Adam Sarhan Reuters Quote: Investors brace for volatility as shutdown seems likely

ReutersBy Ryan Vlastelica
NEW YORK | Sun Sep 29, 2013 1:11pm EDT

(Reuters) – As a last-minute deal to resolve tense spending negotiations in Washington appeared less and less likely, U.S. stock investors braced for an outcome that had previously seemed thinkable: a shutdown of the U.S. government.
The House of Representatives early Sunday voted for an emergency spending bill that includes a delay of President Barack Obama’s healthcare reform laws despite veto threats from the White House.
While a deal could be reached before the government’s fiscal year ends at midnight on Monday, the unanimous passage of a bill to continue paying U.S. soldiers in the event the government runs out of money was viewed as a sign that there would be no agreement between Republicans, who hold a majority in the House, and the Democrats, who control the White House and Senate.
A shutdown is expected to have a catastrophic impact on markets, injecting massive amounts of uncertainty into major asset classes. If the shutdown is prolonged, it could also have significant implications for economic growth. Many government employees will be furloughed, and the Labor Department said it would not issue its monthly employment report scheduled for next Friday.
Markets had been expecting an 11th hour resolution, but it seems increasingly clear that won’t happen, which means all bets are off,” said Kristina Hooper, head of portfolio strategies at Allianz Global Investors in New York. “Investors need to become more comfortable with volatility.”

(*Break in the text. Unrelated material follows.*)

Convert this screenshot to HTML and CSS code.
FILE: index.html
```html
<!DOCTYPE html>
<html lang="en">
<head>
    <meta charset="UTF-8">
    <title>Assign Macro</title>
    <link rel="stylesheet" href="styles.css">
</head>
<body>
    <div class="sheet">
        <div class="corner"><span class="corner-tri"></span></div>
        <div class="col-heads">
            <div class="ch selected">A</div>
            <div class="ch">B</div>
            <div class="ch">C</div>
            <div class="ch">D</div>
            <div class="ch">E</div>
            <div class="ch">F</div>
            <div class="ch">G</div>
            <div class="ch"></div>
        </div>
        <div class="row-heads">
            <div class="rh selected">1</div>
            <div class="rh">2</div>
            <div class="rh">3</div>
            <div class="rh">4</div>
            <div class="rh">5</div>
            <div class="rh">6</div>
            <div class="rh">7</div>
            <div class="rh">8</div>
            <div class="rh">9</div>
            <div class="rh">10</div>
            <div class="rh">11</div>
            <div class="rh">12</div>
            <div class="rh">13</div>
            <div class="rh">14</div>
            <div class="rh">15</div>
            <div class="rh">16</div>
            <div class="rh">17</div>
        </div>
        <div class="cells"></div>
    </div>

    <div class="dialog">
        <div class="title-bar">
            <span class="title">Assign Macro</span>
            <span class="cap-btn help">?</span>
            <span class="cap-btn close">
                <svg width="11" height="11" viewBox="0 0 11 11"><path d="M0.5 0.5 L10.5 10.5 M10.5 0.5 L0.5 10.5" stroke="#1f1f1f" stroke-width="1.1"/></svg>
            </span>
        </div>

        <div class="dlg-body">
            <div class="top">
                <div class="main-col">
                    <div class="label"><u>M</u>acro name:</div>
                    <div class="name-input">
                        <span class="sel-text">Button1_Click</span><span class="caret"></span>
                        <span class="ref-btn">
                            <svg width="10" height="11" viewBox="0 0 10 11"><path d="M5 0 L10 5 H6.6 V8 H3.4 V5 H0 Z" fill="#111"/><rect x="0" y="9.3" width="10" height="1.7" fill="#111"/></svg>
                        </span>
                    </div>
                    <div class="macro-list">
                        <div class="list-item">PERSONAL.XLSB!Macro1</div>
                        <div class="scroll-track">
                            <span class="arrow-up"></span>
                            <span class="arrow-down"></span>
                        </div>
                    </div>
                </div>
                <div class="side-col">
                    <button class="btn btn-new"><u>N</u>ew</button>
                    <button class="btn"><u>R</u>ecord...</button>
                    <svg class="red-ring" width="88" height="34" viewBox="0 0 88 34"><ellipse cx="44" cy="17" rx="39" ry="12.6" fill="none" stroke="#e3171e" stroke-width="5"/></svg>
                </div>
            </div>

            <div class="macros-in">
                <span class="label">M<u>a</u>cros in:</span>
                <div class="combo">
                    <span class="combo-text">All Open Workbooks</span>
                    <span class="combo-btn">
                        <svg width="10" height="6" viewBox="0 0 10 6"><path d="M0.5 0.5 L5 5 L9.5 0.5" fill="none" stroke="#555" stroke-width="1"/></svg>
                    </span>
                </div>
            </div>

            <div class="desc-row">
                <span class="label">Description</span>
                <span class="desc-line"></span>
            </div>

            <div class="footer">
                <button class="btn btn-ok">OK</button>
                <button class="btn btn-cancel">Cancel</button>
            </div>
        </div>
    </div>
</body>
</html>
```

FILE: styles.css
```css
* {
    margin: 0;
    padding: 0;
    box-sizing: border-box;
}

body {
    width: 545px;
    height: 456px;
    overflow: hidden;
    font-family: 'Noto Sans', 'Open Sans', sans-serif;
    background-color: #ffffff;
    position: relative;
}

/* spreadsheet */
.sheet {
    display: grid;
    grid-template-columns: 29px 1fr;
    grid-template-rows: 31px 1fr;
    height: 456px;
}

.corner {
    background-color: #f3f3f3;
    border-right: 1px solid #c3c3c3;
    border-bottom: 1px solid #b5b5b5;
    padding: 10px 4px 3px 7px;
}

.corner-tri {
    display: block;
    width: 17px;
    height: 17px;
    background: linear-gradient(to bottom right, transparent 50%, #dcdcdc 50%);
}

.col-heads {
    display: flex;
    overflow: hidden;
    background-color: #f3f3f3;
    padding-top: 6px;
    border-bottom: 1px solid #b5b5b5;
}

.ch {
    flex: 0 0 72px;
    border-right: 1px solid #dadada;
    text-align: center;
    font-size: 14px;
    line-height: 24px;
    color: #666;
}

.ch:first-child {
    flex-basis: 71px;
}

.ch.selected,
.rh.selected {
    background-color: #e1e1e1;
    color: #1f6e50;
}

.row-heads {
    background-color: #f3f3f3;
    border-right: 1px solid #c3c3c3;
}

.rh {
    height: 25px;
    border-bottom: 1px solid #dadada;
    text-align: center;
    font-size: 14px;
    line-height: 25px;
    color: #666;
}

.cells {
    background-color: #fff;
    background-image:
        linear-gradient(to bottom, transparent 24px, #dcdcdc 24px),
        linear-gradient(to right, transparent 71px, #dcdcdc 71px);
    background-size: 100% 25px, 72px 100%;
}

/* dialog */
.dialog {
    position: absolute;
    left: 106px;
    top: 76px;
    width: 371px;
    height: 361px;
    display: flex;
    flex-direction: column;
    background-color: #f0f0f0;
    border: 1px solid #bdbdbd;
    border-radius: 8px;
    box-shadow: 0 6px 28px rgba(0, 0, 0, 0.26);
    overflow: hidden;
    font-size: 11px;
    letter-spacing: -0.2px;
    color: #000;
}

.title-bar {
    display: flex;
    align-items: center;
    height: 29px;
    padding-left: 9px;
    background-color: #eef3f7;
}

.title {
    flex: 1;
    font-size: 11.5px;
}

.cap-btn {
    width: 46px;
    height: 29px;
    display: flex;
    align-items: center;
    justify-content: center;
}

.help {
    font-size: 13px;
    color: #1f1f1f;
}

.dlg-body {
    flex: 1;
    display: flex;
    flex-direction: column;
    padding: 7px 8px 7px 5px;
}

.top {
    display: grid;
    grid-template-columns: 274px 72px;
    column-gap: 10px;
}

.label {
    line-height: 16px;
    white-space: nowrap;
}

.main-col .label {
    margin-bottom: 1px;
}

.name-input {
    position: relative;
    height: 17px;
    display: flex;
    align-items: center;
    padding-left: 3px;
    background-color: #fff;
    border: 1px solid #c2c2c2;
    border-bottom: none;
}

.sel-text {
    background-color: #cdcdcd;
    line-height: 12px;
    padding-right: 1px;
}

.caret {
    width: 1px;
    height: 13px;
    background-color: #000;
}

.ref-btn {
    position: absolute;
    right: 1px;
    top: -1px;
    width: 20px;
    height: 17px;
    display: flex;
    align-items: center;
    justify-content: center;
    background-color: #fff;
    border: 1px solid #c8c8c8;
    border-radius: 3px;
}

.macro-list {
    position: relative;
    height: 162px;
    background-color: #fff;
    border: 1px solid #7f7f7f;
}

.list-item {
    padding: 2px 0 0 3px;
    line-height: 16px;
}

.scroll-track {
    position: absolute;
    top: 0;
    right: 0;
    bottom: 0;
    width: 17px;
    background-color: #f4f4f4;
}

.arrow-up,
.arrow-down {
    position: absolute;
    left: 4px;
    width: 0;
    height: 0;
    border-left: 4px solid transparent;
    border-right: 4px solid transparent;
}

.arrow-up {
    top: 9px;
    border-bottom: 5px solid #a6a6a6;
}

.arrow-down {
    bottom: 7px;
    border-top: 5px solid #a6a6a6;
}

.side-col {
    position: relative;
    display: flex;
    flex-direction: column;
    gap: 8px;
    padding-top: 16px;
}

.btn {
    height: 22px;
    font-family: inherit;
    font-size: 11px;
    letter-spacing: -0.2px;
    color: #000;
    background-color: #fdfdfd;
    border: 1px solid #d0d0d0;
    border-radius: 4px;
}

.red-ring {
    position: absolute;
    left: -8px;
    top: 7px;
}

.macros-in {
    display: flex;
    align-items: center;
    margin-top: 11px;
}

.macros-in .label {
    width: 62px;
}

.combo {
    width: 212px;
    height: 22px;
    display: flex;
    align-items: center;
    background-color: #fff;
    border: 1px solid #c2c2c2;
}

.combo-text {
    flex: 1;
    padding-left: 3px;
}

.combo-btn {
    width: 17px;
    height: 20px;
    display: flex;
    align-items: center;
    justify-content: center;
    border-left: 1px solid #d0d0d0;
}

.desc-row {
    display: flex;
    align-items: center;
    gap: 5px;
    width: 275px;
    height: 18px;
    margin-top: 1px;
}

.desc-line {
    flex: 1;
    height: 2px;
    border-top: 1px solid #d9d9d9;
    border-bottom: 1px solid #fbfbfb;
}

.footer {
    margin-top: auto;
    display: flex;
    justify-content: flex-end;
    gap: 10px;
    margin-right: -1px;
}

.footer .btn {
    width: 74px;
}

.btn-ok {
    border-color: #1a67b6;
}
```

While the threat of a shutdown has weighed on markets recently, with the S&P 500 .SPX snapping a three-week streak of gains to fall 1.1 percent last week, many investors considered the prospect unlikely. The S&P is up 3 percent this month, and is a mere 2 percent away from its all-time high.
The CBOE Volatility index .VIX spiked about 18 percent last week, but remains down 14 percent on the year, suggesting little of the fear is priced into markets.
Analysts had viewed a shutdown as unlikely, with many citing other government stalemates that were resolved in the past few years. However, political infighting in 2011 prompted the loss of the United States’ triple-A credit rating and was the primary driver of the stock market’s last full-on correction.
“A shutdown is just one domino; if it falls, it will cause a series of unknowns, and those unknowns are impossible to quantify,” said Adam Sarhan, chief executive of Sarhan Capital in New York, citing the risk of a U.S. government debt default.
Historically, Wall Street has managed to avoid steep downside during similar incidents. During the federal government shutdown from December 15, 1995, to January 6, 1996, the S&P 500 added 0.1 percent. During the November 13 to November 19, 1995, shutdown, the benchmark index rose 1.3 percent, according to data by Jason Goepfert, president of SentimenTrader.com.
That precedent may not hold this time given that growth continues to lag. The U.S. Federal Reserve recently held off on slowing its stimulus program, saying economic growth was not meeting its targets.
Since the market is near all-time highs and has seen little in the way of a sustained pullback this year, Sarhan said the downside potential was vast, with major indexes “slicing through” support levels.
The immediate shock could be 200 Dow points, could be 1,000 Dow points. Those moves may be exaggerated at first, but if things aren’t resolved quickly that could just be the start.”
Essentially all market sectors could see a reaction to a shutdown, with industries tied to the pace of economic growth- like energy and financials- seeing outsized impacts.
The defensive sector “will feel an immediate impact since its biggest customer is the U.S. government,” said Sarhan. “We’re talking billions of dollars in income. If that goes away, what could replace that?”
Even utilities, which are considered a defensive group, may see steep moves if a shutdown impacts interest rates.
Among other asset classes, the uncertainty could been a boon for U.S. Treasuries as investors seek shelter. Benchmark 10-year Treasury notes rose 10/32 on Friday, with yields easing to 2.62 percent.
Even if a last-minute deal is reached, investors face a second Washington cliffhanger as Congress must agree to increase the $16.7 trillion limit on federal borrowing by October 17. If Capitol Hill fails to act in time, the unthinkable could happen and the United States could default on its debts.
“We’re in a game of chicken. Once it became clear that people were willing to risk Federal employee jobs, that’s when it became a real concern,” said Len Blum, managing partner of Westwood Capital LLC in New York.
“We’ve become somewhat desensitized to this kind of apocalyptical thing coming out of D.C., but as time goes on with no resolution, it will get increasingly bad.”